2. You can also copy database from another Data Point of same type and paste here, to do that:
Click the drop down arrow on Click Here, to see the paste option.
- Following operations are allowed on the database entries: Add, Cut, Copy, Paste, Up, Down, Delete, and Search.
- From the list of databases, multiple databases can be selected and we can perform/apply these operations.
Step V: Save the data point
- To save the changes made to the data point, refer Saving a Data Point.
- If the changes made to the data point need to be reverted and not saved then, refer Reverting changes in Data Point.
- Once the data point has been created and the changes have been saved then, Close or Unlock the data point so that it is editable by other users. For more information, refer Closing Data Point and Unlocking Data Point.
Step VI: Modify the configured Extract and Load properties
When moving data from one system to another the data is extracted from the source system, moved over the network, and loaded into the target system. The SQLs and commands generated during execution of the jobs to extract and load data are generated based on the properties defined for these. The properties associated with the extraction and load of data should depend on the format, performance and variety of the data being moved. These properties vary based on the environment and the type of the system. Diyotta comes with default properties that covers most of the known scenarios.

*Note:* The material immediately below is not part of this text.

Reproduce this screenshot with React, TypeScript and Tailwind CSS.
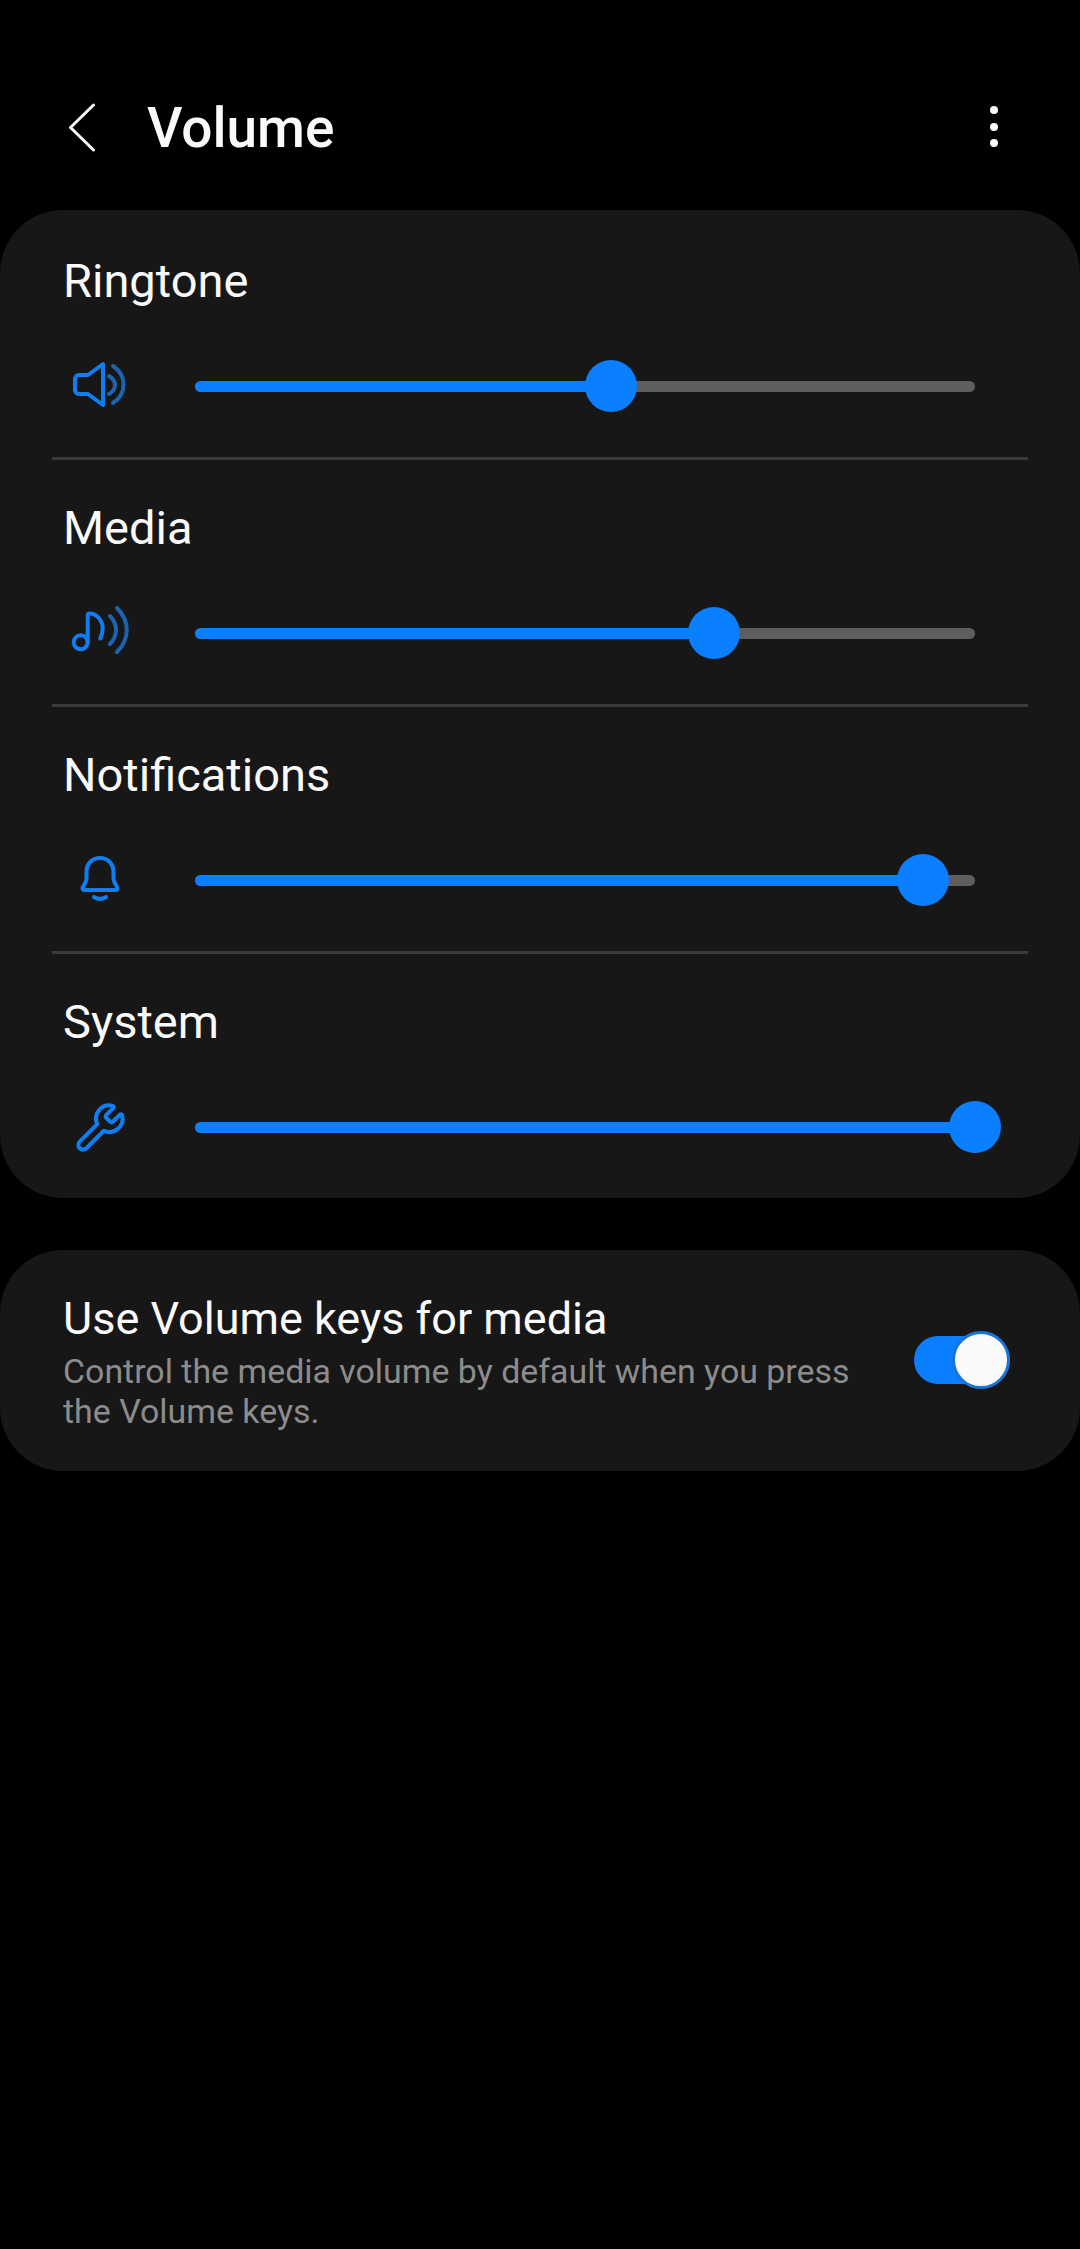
import type { ReactNode } from "react";
import { Wrench } from "lucide-react";

const FONT = "font-['Roboto','Liberation_Sans',sans-serif]";

function SpeakerIcon() {
  return (
    <svg viewBox="0 0 64 64" className="w-16 h-16" fill="none" strokeLinecap="round" strokeLinejoin="round" strokeWidth="4">
      <path d="M35 10 20 21H11a4 4 0 0 0-4 4v11a4 4 0 0 0 4 4h9l15 11Z" stroke="#0f7ef0" />
      <path d="M41 22c8 5 8 13 0 18M45 12c14 9 14 28 0 37" stroke="#1d64b0" />
    </svg>
  );
}

function MusicIcon() {
  return (
    <svg viewBox="0 0 64 64" className="w-16 h-16" fill="none" strokeLinecap="round" strokeLinejoin="round" strokeWidth="4">
      <circle cx="12.700" cy="41.300" r="7" stroke="#0f7ef0" />
      <path d="M19.700 41V14c0-1 1-1.500 2-1.500 7 0 13 7 13 15 0 4-1 7-2.500 10" stroke="#0f7ef0" />
      <path d="M42 15c8 8 8 20 0 28M49 7c13 13 13 31 0 44" stroke="#1d64b0" />
    </svg>
  );
}

function BellIcon() {
  return (
    <svg viewBox="0 0 64 64" className="w-16 h-16" fill="none" stroke="#0f7ef0" strokeLinecap="round" strokeLinejoin="round" strokeWidth="4">
      <path d="M32 10c-8 0-13.500 6-13.500 14v6c0 5-3 7-4 10-.5 1.500.5 2 2 2h31c1.500 0 2.500-.5 2-2-1-3-4-5-4-10v-6c0-8-5.500-14-13.500-14Z" />
      <path d="M26 49c4 2.500 8 2.500 12 0" />
    </svg>
  );
}

function WrenchIcon() {
  return (
    <div className="w-16 h-16 flex items-center justify-center text-[#0f7ef0]">
      <Wrench size={53} strokeWidth={1.85} />
    </div>
  );
}

interface VolumeRowProps {
  label: string;
  value: number;
  icon: ReactNode;
  last?: boolean;
}

function VolumeRow({ label, value, icon, last }: VolumeRowProps) {
  return (
    <>
      <div className="h-[244px] pt-[38px]">
        <div className="pl-[63px] text-[47px] leading-[60px] text-[#fafafa]">{label}</div>
        <div className="mt-[43px] pl-[68px] flex items-center">
          {icon}
          {/* track */}
          <div className="ml-[63px] w-[780px] h-[52px] relative flex items-center">
            <div className="w-full h-[11px] rounded-full bg-[#5e5e5e] overflow-hidden">
              <div className="h-full rounded-full bg-[#0a7fff]" style={{ width: `${value}%` }} />
            </div>
            <div
              className="absolute top-0 -ml-[26px] w-[52px] h-[52px] rounded-full bg-[#0a7fff]"
              style={{ left: `${value}%` }}
            />
          </div>
        </div>
      </div>
      {!last && <div className="h-[3px] mx-[52px] bg-[#3b3b3b]" />}
    </>
  );
}

const rows = [
  { label: "Ringtone", value: 53.3, icon: <SpeakerIcon /> },
  { label: "Media", value: 66.6, icon: <MusicIcon /> },
  { label: "Notifications", value: 93.3, icon: <BellIcon /> },
  { label: "System", value: 100, icon: <WrenchIcon /> },
];

export default function App() {
  return (
    <div className={`${FONT} bg-black min-h-screen w-[1080px] overflow-hidden`}>
      {/* Header */}
      <div className="h-[210px] pt-[98px] pl-[69px] pr-[82px] flex items-start">
        <div className="h-[60px] flex items-center">
          <svg viewBox="0 0 26 50" className="w-[26px] h-[50px]" fill="none" stroke="#fafafa" strokeWidth="3" strokeLinecap="round" strokeLinejoin="round">
            <path d="M24.500 2 1.500 24.500 24.500 47" />
          </svg>
        </div>
        <div className="ml-[52px] text-[55px] leading-[60px] font-medium text-[#fafafa]">Volume</div>
        <div className="ml-auto h-[57px] flex flex-col items-center justify-center gap-[8.5px]">
          <div className="w-2 h-2 rounded-full bg-[#fafafa]" />
          <div className="w-2 h-2 rounded-full bg-[#fafafa]" />
          <div className="w-2 h-2 rounded-full bg-[#fafafa]" />
        </div>
      </div>

      {/* Sliders */}
      <div className="bg-[#171717] rounded-[63px] pt-[3px]">
        {rows.map((row, index) => (
          <VolumeRow key={row.label} {...row} last={index === rows.length - 1} />
        ))}
      </div>

      {/* Volume keys toggle */}
      <div className="mt-[52px] h-[221px] bg-[#171717] rounded-[63px] pl-[63px] pt-[43px] flex items-start">
        <div className="w-[851px]">
          <div className="text-[45px] leading-[52px] text-[#fafafa]">Use Volume keys for media</div>
          <div className="mt-[7px] w-[820px] text-[33.9px] leading-[40px] text-[#8c8c8c]">
            Control the media volume by default when you press the Volume keys.
          </div>
        </div>
        <div className="mt-[43px] relative w-[96px] h-[48px] rounded-full bg-[#0a7fff]">
          <div className="absolute -top-[5px] left-[38px] w-[58px] h-[58px] rounded-full bg-[#fafafa] border-[3px] border-[#1a74d6]" />
        </div>
      </div>
    </div>
  );
}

To modify these properties, refer Editing Extract Properties in Snowflake Data Point and Editing Load Properties in Snowflake Data Point.
- The default values for extract and load properties can be configured in the Admin module and these properties reflect in the Studio module.
- The extract and load properties set in data point are by default used in the source and target instance of the data flow and the job flows.
- It is a good practice to set the extract and load properties as per the company standards in the data point.
- However, if needed any specific property can be overridden in the data flow or job flow.